Hey there,
Peter Popov wrote:
Little Girl:
Yes, you would have to edit each file each time. You wouldn't have to save the changes, though.
I autosave every 20 seconds. Even do some backups.
Ah, then you'd have to get around that by copying it to another file, letting that one save, and leave the unchanged original intact.
By the way, auto-save is dangerous unless you keep incremental copies of each one. If you mess up and it overwrites the only copy and you don't have the previous version(s) to shop through for the pre-messed up state, you're in a bad way.

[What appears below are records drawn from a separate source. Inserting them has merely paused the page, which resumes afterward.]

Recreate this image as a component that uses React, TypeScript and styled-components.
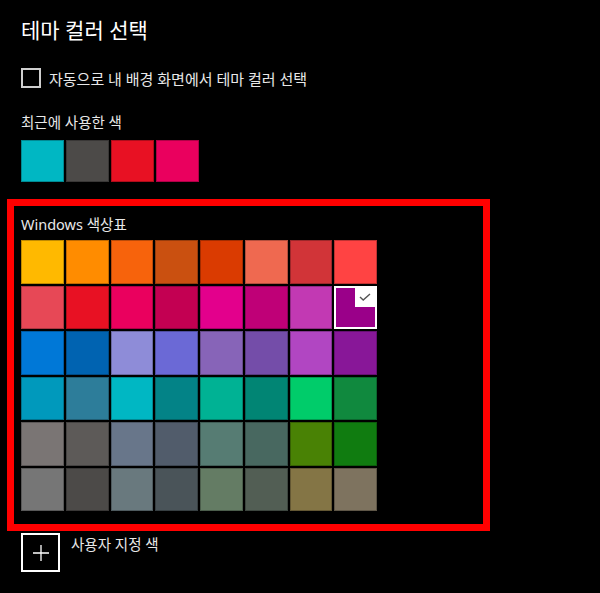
import { createGlobalStyle } from 'styled-components'
import styled from 'styled-components'

const GlobalStyle = createGlobalStyle`
  html, body {
    margin: 0;
    padding: 0;
    background: #000;
  }
  body {
    font-family: "Noto Sans", "Noto Sans CJK KR", sans-serif;
    color: #e8e8e8;
  }
`

const Page = styled.div`
  width: 600px;
  height: 593px;
  box-sizing: border-box;
  padding: 16px 0 0 21px;
  background: #000;
  overflow: hidden;
`

const Title = styled.h1`
  margin: 0;
  font-size: 21px;
  line-height: 28px;
  font-weight: 400;
  color: #fff;
`

const CheckRow = styled.label`
  display: flex;
  align-items: center;
  gap: 8px;
  margin-top: 24px;
  height: 20px;
  font-size: 15px;
`

const CheckBox = styled.span`
  width: 20px;
  height: 20px;
  box-sizing: border-box;
  border: 2px solid #cfcfcf;
`

const Label = styled.div`
  font-size: 14.5px;
  line-height: 20px;
  color: #e8e8e8;
`

const SectionLabel = styled(Label)`
  margin-top: 24px;
`

const Recent = styled.div`
  display: flex;
  gap: 2px;
  margin-top: 8px;
`

const Swatch = styled.div<{ $color: string }>`
  position: relative;
  box-sizing: border-box;
  background: ${({ $color }) => $color};
  box-shadow: inset 0 0 0 1px rgba(0, 0, 0, 0.25);
`

const RecentSwatch = styled(Swatch)`
  width: 43px;
  height: 42px;
`

const Highlight = styled.section`
  width: 483px;
  box-sizing: border-box;
  margin: 17px 0 0 -14px;
  padding: 9px 7px 13px;
  border: 7px solid #ff0000;
`

const PaletteLabel = styled(Label)`
  line-height: 18px;
`

const Palette = styled.div`
  display: grid;
  grid-template-columns: repeat(8, 42.75px);
  grid-auto-rows: 43.5px;
  gap: 2px;
  margin-top: 7px;
`

const Selected = styled(Swatch)`
  border: 2px solid #fff;
  box-shadow: none;
`

const Corner = styled.span`
  position: absolute;
  top: 0;
  right: 0;
  width: 20px;
  height: 19px;
  background: #fff;
  display: flex;
  align-items: center;
  justify-content: center;
`

const CustomRow = styled.div`
  display: flex;
  align-items: flex-start;
  gap: 11px;
  margin-top: 2px;
`

const PlusButton = styled.button`
  width: 39px;
  height: 39px;
  box-sizing: border-box;
  border: 2px solid #fff;
  background: transparent;
  padding: 0;
  display: flex;
  align-items: center;
  justify-content: center;
`

const CustomLabel = styled(Label)`
  margin-top: 1px;
`

const recent = ['#00B7C3', '#4C4A48', '#E81123', '#EA005E']

const palette = [
  '#FFB900', '#FF8C00', '#F7630C', '#CA5010', '#DA3B01', '#EF6950', '#D13438', '#FF4343',
  '#E74856', '#E81123', '#EA005E', '#C30052', '#E3008C', '#BF0077', '#C239B3', '#9A0089',
  '#0078D7', '#0063B1', '#8E8CD8', '#6B69D6', '#8764B8', '#744DA9', '#B146C2', '#881798',
  '#0099BC', '#2D7D9A', '#00B7C3', '#038387', '#00B294', '#018574', '#00CC6A', '#10893E',
  '#7A7574', '#5D5A58', '#68768A', '#515C6B', '#567C73', '#486860', '#498205', '#107C10',
  '#767676', '#4C4A48', '#69797E', '#4A5459', '#647C64', '#525E54', '#847545', '#7E735F',
]

const selectedColor = '#9A0089'

const App = () => {
  return (
    <Page>
      <GlobalStyle />
      <Title>테마 컬러 선택</Title>

      <CheckRow>
        <CheckBox />
        자동으로 내 배경 화면에서 테마 컬러 선택
      </CheckRow>

      <SectionLabel>최근에 사용한 색</SectionLabel>
      <Recent>
        {recent.map(c => (
          <RecentSwatch key={c} $color={c} />
        ))}
      </Recent>

      <Highlight>
        <PaletteLabel>Windows 색상표</PaletteLabel>
        <Palette>
          {palette.map(c =>
            c === selectedColor ? (
              <Selected key={c} $color={c}>
                <Corner>
                  <svg width="12" height="8" viewBox="0 0 12 8">
                    <path d="M1 4 L4.2 7 L11 1" fill="none" stroke="#555" strokeWidth="1.4" />
                  </svg>
                </Corner>
              </Selected>
            ) : (
              <Swatch key={c} $color={c} />
            )
          )}
        </Palette>
      </Highlight>

      <CustomRow>
        <PlusButton aria-label="사용자 지정 색">
          <svg width="16" height="16" viewBox="0 0 16 16">
            <path d="M8 0 V16 M0 8 H16" stroke="#fff" strokeWidth="1.3" />
          </svg>
        </PlusButton>
        <CustomLabel>사용자 지정 색</CustomLabel>
      </CustomRow>
    </Page>
  )
}

export default App
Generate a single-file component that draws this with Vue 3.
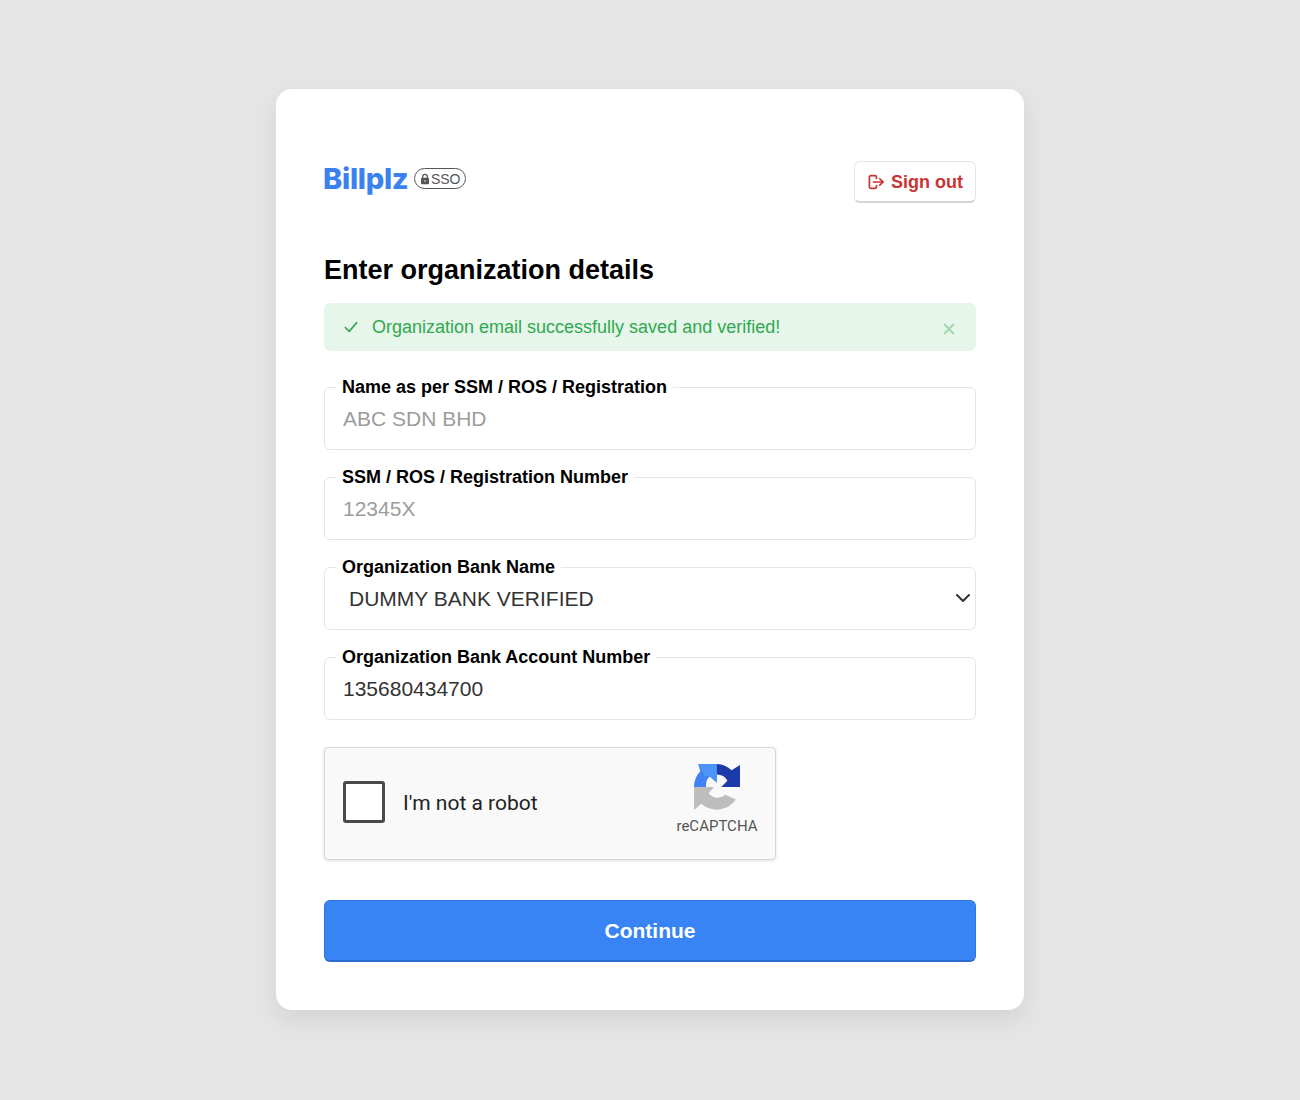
<script setup>
const fields = [
  { label: 'Name as per SSM / ROS / Registration', placeholder: 'ABC SDN BHD', value: '' },
  { label: 'SSM / ROS / Registration Number', placeholder: '12345X', value: '' },
]
</script>

<template>
  <main class="page">
    <section class="card">
      <header class="header">
        <div class="brand">
          <span class="logo">Billplz</span>
          <span class="sso">
            <svg class="lock" viewBox="0 0 12 14" aria-hidden="true">
              <path d="M3.2 6V4.200a2.800 2.800 0 0 1 5.600 0V6" fill="none" stroke="#555" stroke-width="1.5" />
              <rect x="1.200" y="5.600" width="9.600" height="7.600" rx="1.200" fill="#555" />
              <circle cx="6" cy="9.400" r="1" fill="#fff" />
            </svg>SSO
          </span>
        </div>
        <button class="signout" type="button">
          <svg class="signout-icon" viewBox="0 0 16 16" aria-hidden="true">
            <path d="M8.500 4.500V3.200A1.600 1.600 0 0 0 6.900 1.600H3A1.600 1.600 0 0 0 1.400 3.200v9.600A1.600 1.600 0 0 0 3 14.400h3.900a1.600 1.600 0 0 0 1.600-1.600v-1.300M5.500 8h9.600M11.800 4.800 15.100 8l-3.300 3.200" fill="none" stroke="currentColor" stroke-width="1.700" stroke-linecap="round" stroke-linejoin="round" />
          </svg>
          <span class="signout-text">Sign out</span>
        </button>
      </header>

      <h1 class="title">Enter organization details</h1>

      <div class="alert">
        <svg class="check" viewBox="0 0 16 16" aria-hidden="true">
          <path d="M1.500 8.500 6 13l8.500-10" fill="none" stroke="currentColor" stroke-width="1.800" stroke-linecap="round" stroke-linejoin="round" />
        </svg>
        <span class="alert-text">Organization email successfully saved and verified!</span>
        <svg class="close" viewBox="0 0 12 12" aria-hidden="true">
          <path d="M1 1l10 10M11 1 1 11" fill="none" stroke="currentColor" stroke-width="2" />
        </svg>
      </div>

      <div class="fields">
        <label v-for="field in fields" :key="field.label" class="field">
          <span class="field-label">{{ field.label }}</span>
          <input class="control" :placeholder="field.placeholder" :value="field.value" />
        </label>

        <label class="field">
          <span class="field-label">Organization Bank Name</span>
          <select class="control select">
            <option>DUMMY BANK VERIFIED</option>
          </select>
          <svg class="chevron" viewBox="0 0 14 8" aria-hidden="true">
            <path d="M1 1l6 6 6-6" fill="none" stroke="currentColor" stroke-width="2" stroke-linecap="round" stroke-linejoin="round" />
          </svg>
        </label>

        <label class="field">
          <span class="field-label">Organization Bank Account Number</span>
          <input class="control" value="135680434700" />
        </label>
      </div>

      <div class="captcha">
        <span class="captcha-box"></span>
        <span class="captcha-text">I'm not a robot</span>
        <div class="captcha-brand">
          <svg class="captcha-logo" viewBox="1 1 44 45" aria-hidden="true">
            <path d="M1 23H20L15 29A11 11 0 0 0 31 30.500L41 35A22 22 0 0 1 8 39L1 45Z" fill="#bdbdbd" />
            <path d="M23 1V19L16 13A11.500 11.500 0 0 0 12.500 23H1A22 22 0 0 1 7 8L5 1Z" fill="#3f82f2" />
            <path d="M5 1H23V19L16 13 11 12Z" fill="#4d94f8" />
            <path d="M23 1A22 22 0 0 1 37 7L45 2V23H27L33 17A11.500 11.500 0 0 0 23 11Z" fill="#1c3aa9" />
          </svg>
          <span class="captcha-name">reCAPTCHA</span>
        </div>
      </div>

      <button class="continue" type="button">Continue</button>
    </section>
  </main>
</template>

<style>
html,
body {
  margin: 0;
  background: #e5e5e5;
}
</style>

<style scoped>
.page {
  box-sizing: border-box;
  min-height: 1100px;
  display: flex;
  justify-content: center;
  align-items: flex-start;
  padding-top: 89px;
  background: #e5e5e5;
  font-family: "Liberation Sans", Arial, sans-serif;
}

.card {
  box-sizing: border-box;
  width: 748px;
  height: 921px;
  padding: 48px;
  background: #fff;
  border-radius: 16px;
  box-shadow: 0 10px 24px rgba(0, 0, 0, 0.08);
  display: flex;
  flex-direction: column;
}

.header {
  display: flex;
  justify-content: space-between;
  align-items: flex-start;
  padding-top: 24px;
  height: 41px;
}

.brand {
  display: flex;
  align-items: center;
  gap: 6px;
  height: 36px;
}

.logo {
  font-family: Inter, "Liberation Sans", sans-serif;
  font-size: 29px;
  line-height: 36px;
  font-weight: 800;
  color: #3b82f0;
  letter-spacing: -0.3px;
  margin-left: -1px;
}

.sso {
  box-sizing: border-box;
  display: flex;
  align-items: center;
  height: 21px;
  padding: 0 5px 0 4.500px;
  border: 1.500px solid #555;
  border-radius: 11px;
  font-size: 14px;
  color: #555;
  margin-top: -1px;
}

.lock {
  width: 10px;
  height: 12px;
  margin-right: 1px;
}

.signout {
  box-sizing: border-box;
  display: flex;
  align-items: center;
  gap: 7px;
  width: 122px;
  height: 42px;
  padding: 0 12px 0 13px;
  background: #fff;
  border: 1px solid #e5e5e5;
  border-bottom: 2px solid #d4d4d4;
  border-radius: 6px;
  color: #c93434;
  font: bold 18px "Liberation Sans", Arial, sans-serif;
  white-space: nowrap;
}

.signout-icon {
  width: 16px;
  height: 16px;
  flex: none;
}

.signout-text {
  padding-top: 1px;
}

.title {
  margin: 52px 0 17px;
  font-size: 27px;
  line-height: 32px;
  font-weight: 700;
  color: #000;
}

.alert {
  box-sizing: border-box;
  display: flex;
  align-items: center;
  height: 48px;
  padding: 0 20px;
  background: #e6f6ea;
  border-radius: 6px;
  color: #2fa84f;
  font-size: 18px;
}

.check {
  width: 14px;
  height: 14px;
  flex: none;
  margin-right: 14px;
}

.alert-text {
  flex: 1;
  padding-top: 2px;
}

.close {
  width: 12px;
  height: 12px;
  color: #9fd8b0;
  margin: 5px 1px 0 0;
}

.fields {
  display: flex;
  flex-direction: column;
  gap: 27px;
  margin-top: 36px;
}

.field {
  position: relative;
  display: block;
  height: 63px;
}

.field-label {
  position: absolute;
  left: 12px;
  top: -10px;
  padding: 0 6px;
  background: #fff;
  font-size: 18px;
  line-height: 20px;
  font-weight: 700;
  color: #000;
}

.control {
  box-sizing: border-box;
  display: block;
  width: 100%;
  height: 63px;
  padding: 2px 18px 0;
  background: #fff;
  border: 1px solid #e5e5e5;
  border-radius: 6px;
  outline: none;
  font: 21px "Liberation Sans", Arial, sans-serif;
  color: #333;
}

.control::placeholder {
  color: #9c9c9c;
  opacity: 1;
}

.select {
  appearance: none;
  padding: 0 18px 0 24px;
}

.chevron {
  position: absolute;
  right: 6px;
  top: 27px;
  width: 14px;
  height: 8px;
  color: #333;
  pointer-events: none;
}

.captcha {
  box-sizing: border-box;
  display: flex;
  align-items: center;
  width: 452px;
  height: 114px;
  margin-top: 27px;
  padding: 0 18px;
  background: #f9f9f9;
  border: 1px solid #d6d6d6;
  border-radius: 4px;
  box-shadow: 0 1px 3px rgba(0, 0, 0, 0.12);
}

.captcha-box {
  box-sizing: border-box;
  width: 42px;
  height: 42px;
  flex: none;
  margin-top: -2px;
  background: #fff;
  border: 3px solid #4a4a4a;
  border-radius: 3px;
}

.captcha-text {
  flex: 1;
  margin-left: 18px;
  font-family: Roboto, "Liberation Sans", sans-serif;
  font-size: 21px;
  color: #222;
}

.captcha-brand {
  display: flex;
  flex-direction: column;
  align-items: center;
  width: 82px;
  margin: -7px -1px 0 0;
}

.captcha-logo {
  width: 46px;
  height: 47px;
}

.captcha-name {
  margin-top: 6px;
  font-family: Roboto, "Liberation Sans", sans-serif;
  font-size: 15px;
  line-height: 18px;
  color: #555;
}

.continue {
  height: 63px;
  margin-top: 40px;
  padding-top: 2px;
  background: #3884f4;
  border: 1px solid #2f76e0;
  border-bottom: 2px solid #2a6bd0;
  border-radius: 6px;
  color: #fff;
  font: bold 21px "Liberation Sans", Arial, sans-serif;
}
</style>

I don't know if you've ever done NaNoWriMo, but I did my most glorious writing one day in a stretch of about one to two hours. The program I was using to write in auto-saved on change (it makes me feel anxious just to think back on it). I accidentally deleted all the text. It auto-saved. There was no way to retrieve the data. I rewrote what I could remember of it, but I could feel that it wasn't as good the second time around. That's haunted me ever since, and I make sure and turn off auto-save in all programs immediately before ever using them.
If I wanted auto-save (which would be a really good idea for times, like the one above, where you're just plain in the zone and you bang out some amazing text), I'd write a script to capture each auto-save the instant the program spits it out and rename it with the date and time (to the second) and do manual clean-up afterwards.
You probably know all of that already and have a safety valve already all set up, but your auto-save mention brought back that memory, so I figured I'd share.